GOING THE EXTRA NILE



Around 60% of the African population lives within a transboundary river basin (Nijsten et al. 2018) whereby conflicts over water are inherently asymmetrical as upstream riparian states influence the quality and quantity of flows for downstream riparians. Navigation over the use of international water has always been embedded in politics over who has rights and whether a country has territorial sovereignty – absolute rights – or riverine integrity – every riparian is entitled. Water is the only scarce resource for which ‘there is no substitute and an overwhelming, constant, and immediate need’ (Wolf 1999:3). The formation of an ‘equitable water-sharing agreement along waterways is a prerequisite to hydro-political stability’ (ibid:3).  I will therefore be investigating water in Africa, focalising my research on the relationship between water and food, particularly the effects of dams on food production, to understand the nuances of water and the larger impacts of transboundary water use, because of course, to grow food, you must have water. 

The Nile river, the longest in the world, provides 11 states with a supply of water. The population residing in the Nile Basin is forecasted to double by 2050, advancing 1 billion people. The inevitable surge in water demand will significantly stress the variable water supply, further burgeoned by climate change implications, making this critical water resource a valuable case study into the relationship between water and food in Africa (Siam & Eltahir 2017)

Four tributaries of the Eastern Nile Basin provide supplies: the Blue Nile (56%), White Nile-Albert (14%), Atbara (15%) and Sobat (15%) (Habteyes et al. 2015). The Blue Nile provides the main input and yet provides a very seasonal flow of water, which is important to note why the Nile provides an interesting case on navigating water usage. 
Average annual rainfall of the Nile (Source: Nile Basin Initiative)


A zonation pattern is evident whereby lower regions of the Nile river receive as little as 50mm or less of precipitation. From the confluence with the Atbara River in Sudan, northwards river flow diminishes due to high evaporation in the arid climate. Contrastingly,  the highlands of the southward regions of the river receive high rainfall upwards of 1500mm, this being the key input maintaining flow in the Nile. Projections from climate model simulations indicate interannual variability of overall Nile flow may rise by 50% (±35%) (Siam & Eltahir 2017). 

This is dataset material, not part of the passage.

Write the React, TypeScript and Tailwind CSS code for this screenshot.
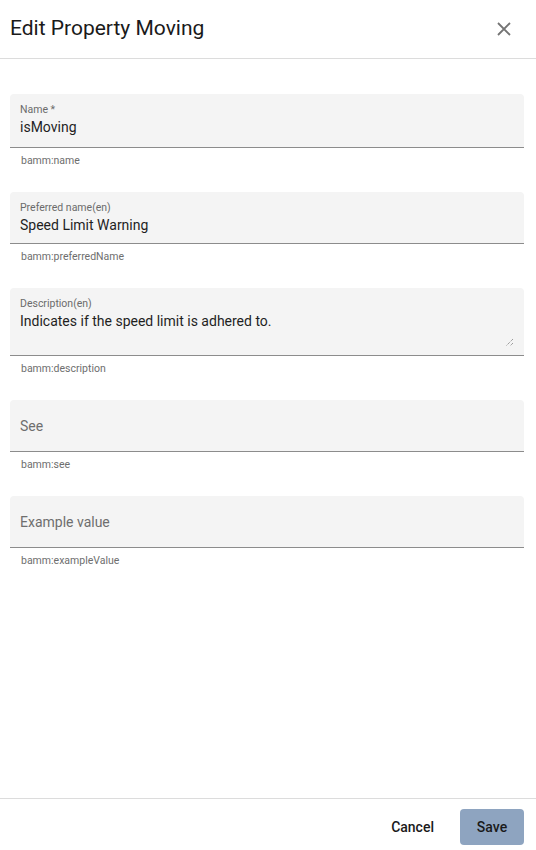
import { useState } from 'react';

interface FieldProps {
  label: string;
  value?: string;
  hint: string;
  height: string;
  multiline?: boolean;
}

function Field({ label, value, hint, height, multiline }: FieldProps) {
  const [text, setText] = useState(value ?? '');
  const filled = text.length > 0;

  return (
    <div className="flex flex-col">
      <div className={`relative bg-[#f4f4f4] rounded-t-[4px] border-b border-[#8c8c8c] px-[10px] ${height}`}>
        {filled ? (
          <>
            <div className="pt-[9px] text-[10.5px] leading-[14px] text-[#6b6b6b]">{label}</div>
            {multiline ? (
              <textarea
                value={text}
                onChange={(e) => setText(e.target.value)}
                className="block w-full h-[40px] mt-[1px] text-[14px] leading-[18px] text-[#1f1f1f] bg-transparent outline-none resize-none"
              />
            ) : (
              <input
                value={text}
                onChange={(e) => setText(e.target.value)}
                className="block w-full mt-[1px] text-[14px] leading-[18px] text-[#1f1f1f] bg-transparent outline-none"
              />
            )}
          </>
        ) : (
          <input
            placeholder={label}
            onChange={(e) => setText(e.target.value)}
            className="block w-full h-full text-[14px] text-[#1f1f1f] placeholder:text-[#6e6e6e] bg-transparent outline-none"
          />
        )}
        {multiline && (
          <svg className="absolute right-[10px] bottom-[8px] w-[9px] h-[9px]" viewBox="0 0 9 9">
            <path d="M8 1L1 8M8 5L5 8" stroke="#777" strokeWidth="1" strokeDasharray="1 1" />
          </svg>
        )}
      </div>
      <div className="h-[44px] px-[11px] pt-[6px] text-[10.5px] leading-[14px] text-[#6e6e6e]">{hint}</div>
    </div>
  );
}

export default function App() {
  return (
    <div className="h-screen w-full bg-white flex flex-col font-['Roboto',sans-serif]">
      {/* Header */}
      <div className="h-[59px] shrink-0 flex items-center justify-between pl-[10px] pr-[24px] border-b border-[#dcdcdc]">
        <h2 className="text-[21px] leading-[24px] text-[#1a1a1a] -mt-[2px]">Edit Property Moving</h2>
        <button className="text-[#747474] -mt-[1px]" title="Close">
          <svg className="w-[16px] h-[16px]" viewBox="0 0 16 16" fill="none" stroke="currentColor" strokeWidth="1.8">
            <path d="M2 2l12 12M14 2L2 14" />
          </svg>
        </button>
      </div>

      {/* Form */}
      <div className="flex-1 pl-[10px] pr-[12px] pt-[35px]">
        <Field label="Name *" value="isMoving" hint="bamm:name" height="h-[54px]" />
        <Field label="Preferred name(en)" value="Speed Limit Warning" hint="bamm:preferredName" height="h-[52px]" />
        <Field
          label="Description(en)"
          value="Indicates if the speed limit is adhered to."
          hint="bamm:description"
          height="h-[68px]"
          multiline
        />
        <Field label="See" hint="bamm:see" height="h-[52px]" />
        <Field label="Example value" hint="bamm:exampleValue" height="h-[52px]" />
      </div>

      {/* Footer */}
      <div className="h-[52px] shrink-0 border-t border-[#dcdcdc] flex items-start justify-end gap-[8px] pt-[10px] pr-[12px]">
        <button className="h-[36px] px-[18px] text-[14px] font-medium text-[#1a1a1a] rounded-[4px]">Cancel</button>
        <button className="h-[36px] w-[64px] text-[14px] font-medium text-[#1a1a1a] bg-[#8ea4c0] rounded-[4px]">Save</button>
      </div>
    </div>
  );
}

North Africa is a water-stressed region, according to Falkenmark’s water stress index (1989), which heavily relies on surface water sources such as the Nile river. Since 1840, 153 dams have been built or are currently being constructed on the Nile. In fact, 97% of Egypt’s water is supplied by the Nile and thus efficient utilisation of the river is vital for them (Gasser & Abdou 1989). This led to the construction of the Aswan Dam which transformed the uncertain flow into a well-regulated supply, increasing transport activity and irrigation for crops in the Nile Valley. Comparing the actual 1997 economy to the 1997 economy as it would have been if historical pre-dam Nile flows had applied, demonstrated an increase of EGP7.1 billion to Egypt’s economy (Strzepek et al 2008)

Dams clearly play an important role in water, especially for irrigation whereby irrigated agriculture leads the geographical distribution of global freshwater withdrawals standing at 69% (Shiklomanov 1999; Wada et al 2011).  Whilst I will be focusing on water and food, the politics of water is vital in understanding the effects of dam construction, especially when the water source is as variable as the Nile. In 2011, Ethiopia announced the construction of the Grand Ethiopian Renaissance Dam (GERD), with a reservoir capacity of 74billion m3 of water, equal to more than 40% of Egypt’s total annual Nile supply, providing Ethiopia will the ability to majorly interrupt Egypt’s supply (Gebreluel 2014). The politics of the GERD is imbedded in the capability of Egypt and Ethiopia agreeing on terms for the filling of the GERD reservoir in a way that does not disrupt flows drastically and thus food production.  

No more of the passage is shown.